[START Data extract]

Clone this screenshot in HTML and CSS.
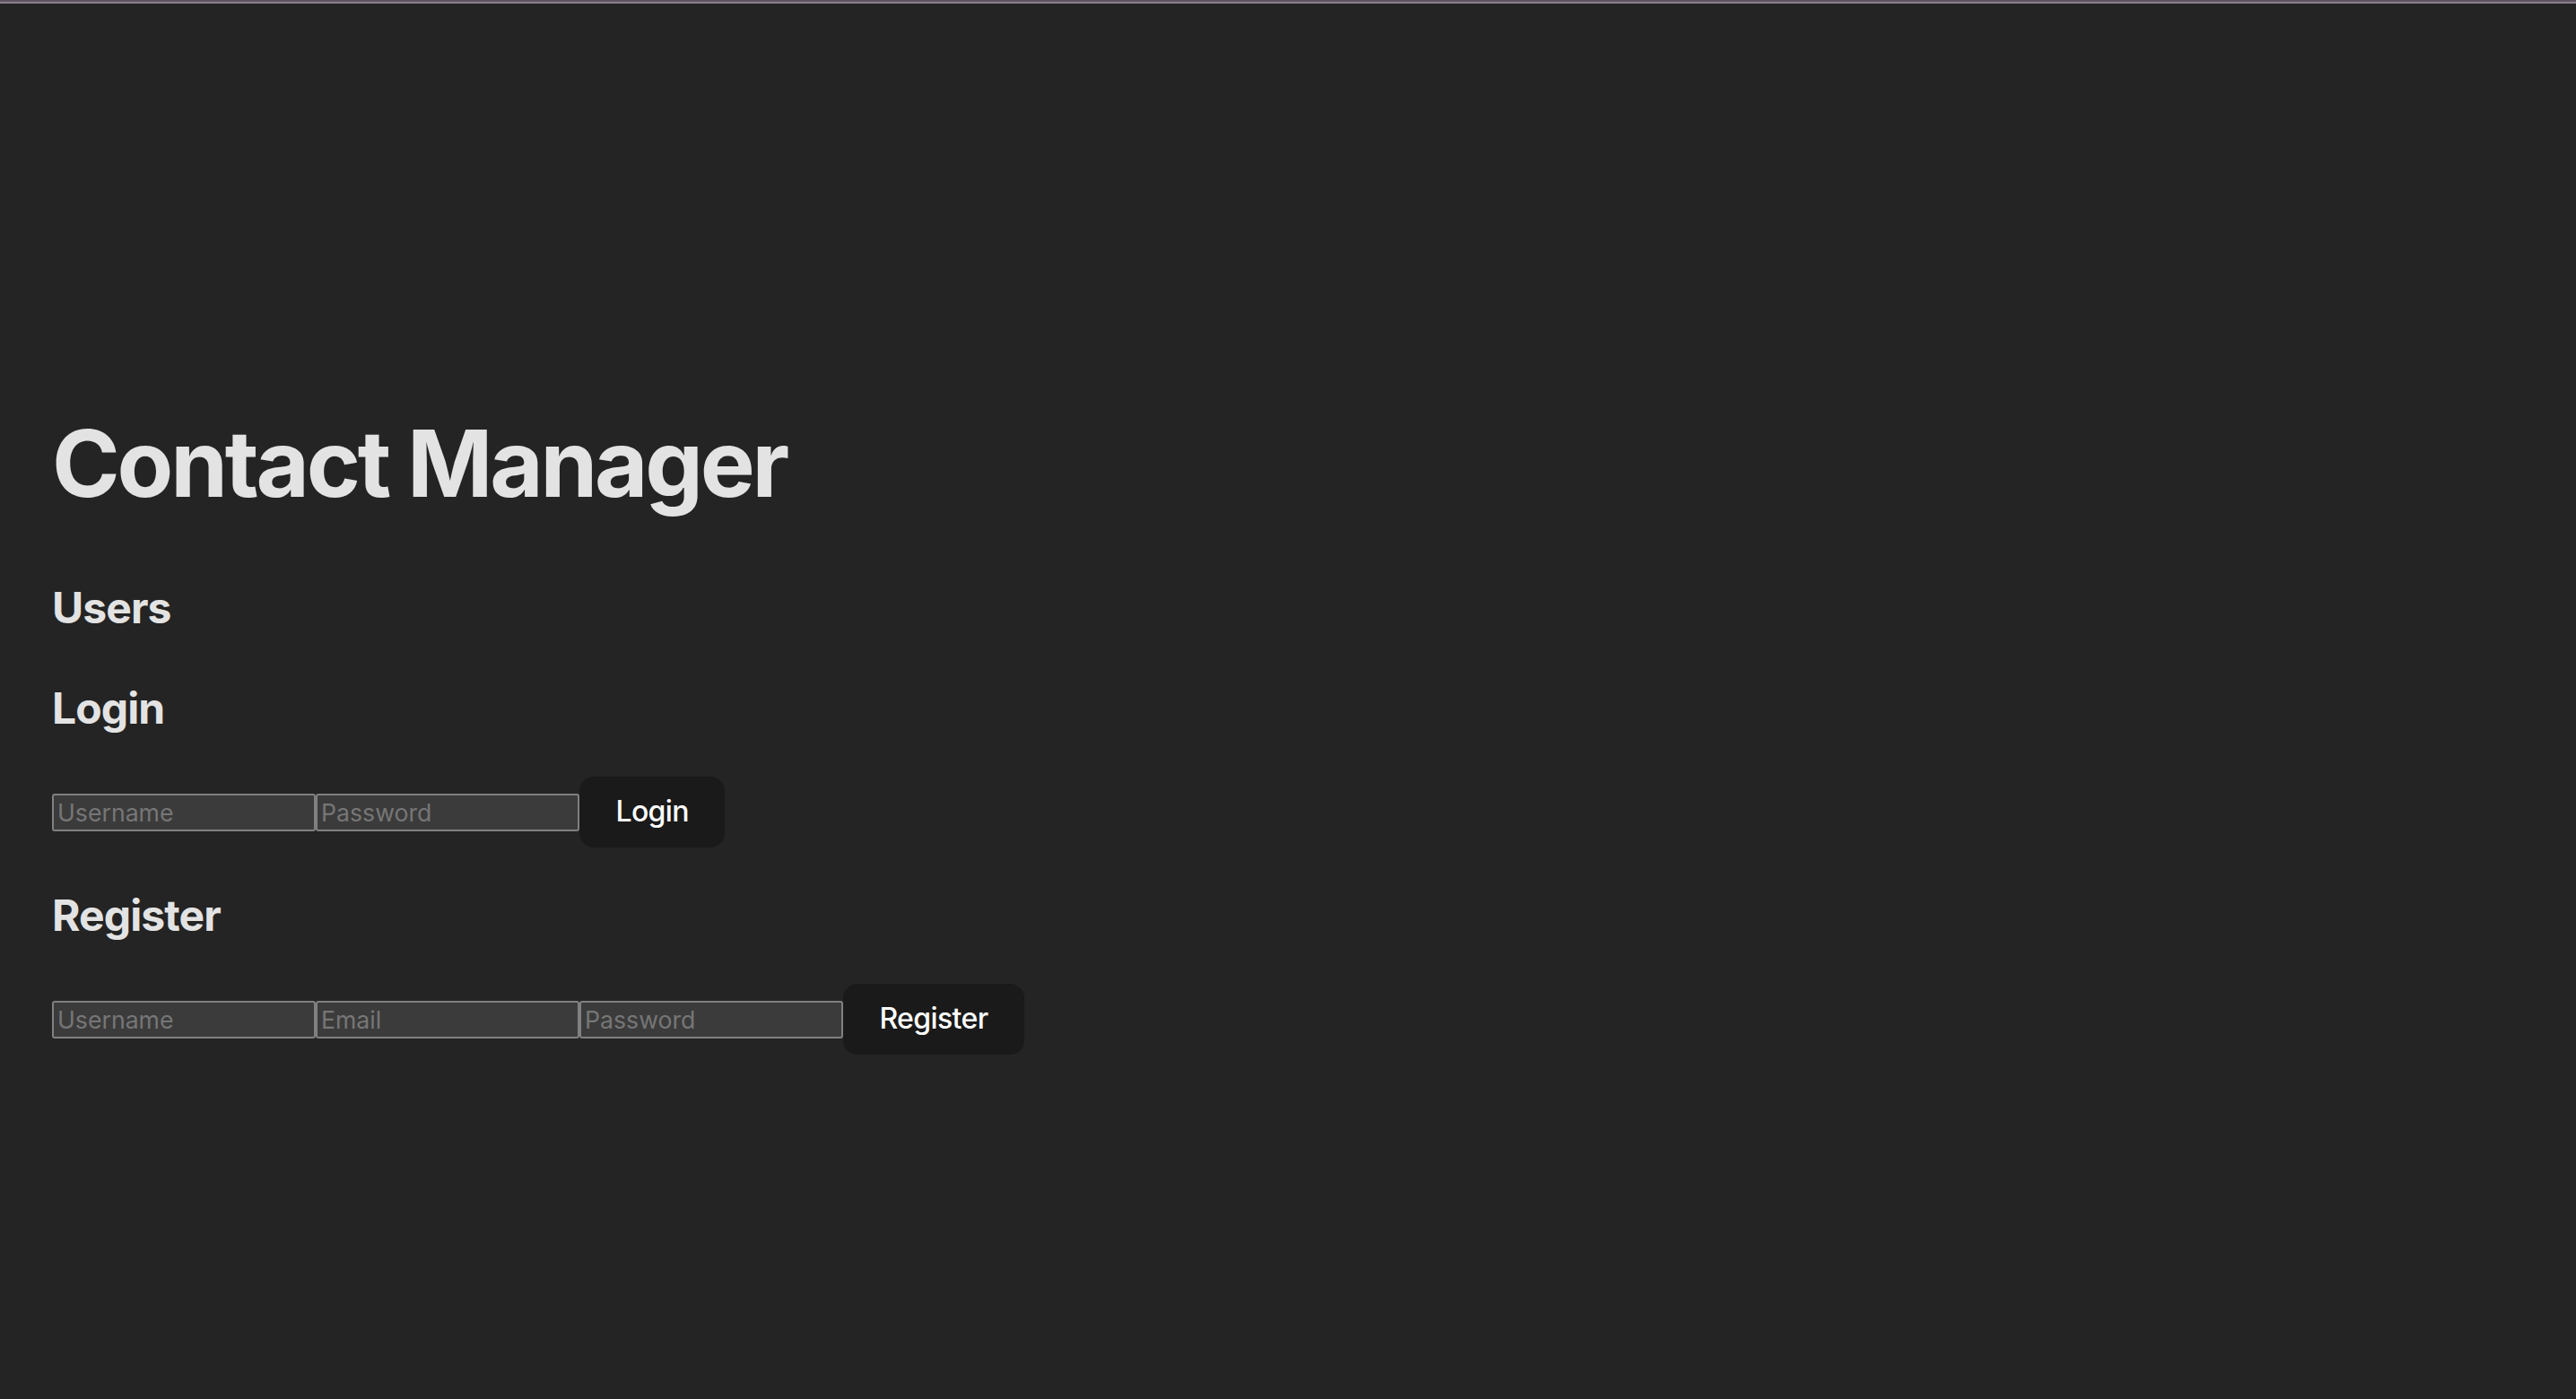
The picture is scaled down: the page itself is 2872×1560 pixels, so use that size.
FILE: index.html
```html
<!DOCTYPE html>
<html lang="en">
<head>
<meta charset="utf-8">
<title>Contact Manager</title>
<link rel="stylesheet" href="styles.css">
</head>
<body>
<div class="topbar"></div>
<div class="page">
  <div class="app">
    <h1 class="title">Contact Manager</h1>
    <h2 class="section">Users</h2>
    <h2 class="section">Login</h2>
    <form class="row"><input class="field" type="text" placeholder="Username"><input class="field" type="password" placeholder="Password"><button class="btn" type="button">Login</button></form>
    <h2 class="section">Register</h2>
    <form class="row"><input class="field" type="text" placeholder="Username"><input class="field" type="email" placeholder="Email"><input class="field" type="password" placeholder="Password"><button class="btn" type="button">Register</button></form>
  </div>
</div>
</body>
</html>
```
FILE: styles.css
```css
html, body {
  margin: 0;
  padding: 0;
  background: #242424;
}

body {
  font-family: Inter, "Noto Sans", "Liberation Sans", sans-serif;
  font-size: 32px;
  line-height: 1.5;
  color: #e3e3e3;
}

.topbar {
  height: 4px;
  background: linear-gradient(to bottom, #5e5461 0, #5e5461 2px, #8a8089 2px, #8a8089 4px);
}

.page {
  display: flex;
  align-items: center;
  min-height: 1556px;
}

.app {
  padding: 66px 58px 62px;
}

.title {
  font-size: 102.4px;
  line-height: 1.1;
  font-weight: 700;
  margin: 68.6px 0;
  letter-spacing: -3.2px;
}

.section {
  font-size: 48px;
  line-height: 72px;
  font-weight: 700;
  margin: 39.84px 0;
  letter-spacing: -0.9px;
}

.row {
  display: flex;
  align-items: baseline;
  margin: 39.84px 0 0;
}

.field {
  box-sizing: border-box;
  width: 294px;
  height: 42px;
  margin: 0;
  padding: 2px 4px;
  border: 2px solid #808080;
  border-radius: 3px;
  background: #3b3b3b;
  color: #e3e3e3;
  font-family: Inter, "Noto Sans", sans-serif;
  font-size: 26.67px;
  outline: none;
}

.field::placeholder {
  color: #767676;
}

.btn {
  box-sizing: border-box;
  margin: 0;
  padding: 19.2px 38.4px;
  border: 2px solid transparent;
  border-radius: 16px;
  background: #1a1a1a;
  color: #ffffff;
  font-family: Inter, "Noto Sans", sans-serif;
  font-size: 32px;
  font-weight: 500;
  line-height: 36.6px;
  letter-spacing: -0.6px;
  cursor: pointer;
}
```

[END Data extract]

▸ Goal of the exercise
Scan the listing above for the word "size" and show each line where it is found.

▸ Task output
The picture is scaled down: the page itself is 2872×1560 pixels, so use that size.
  font-size: 32px;
  font-size: 102.4px;
  font-size: 48px;
  font-size: 26.67px;
  font-size: 32px;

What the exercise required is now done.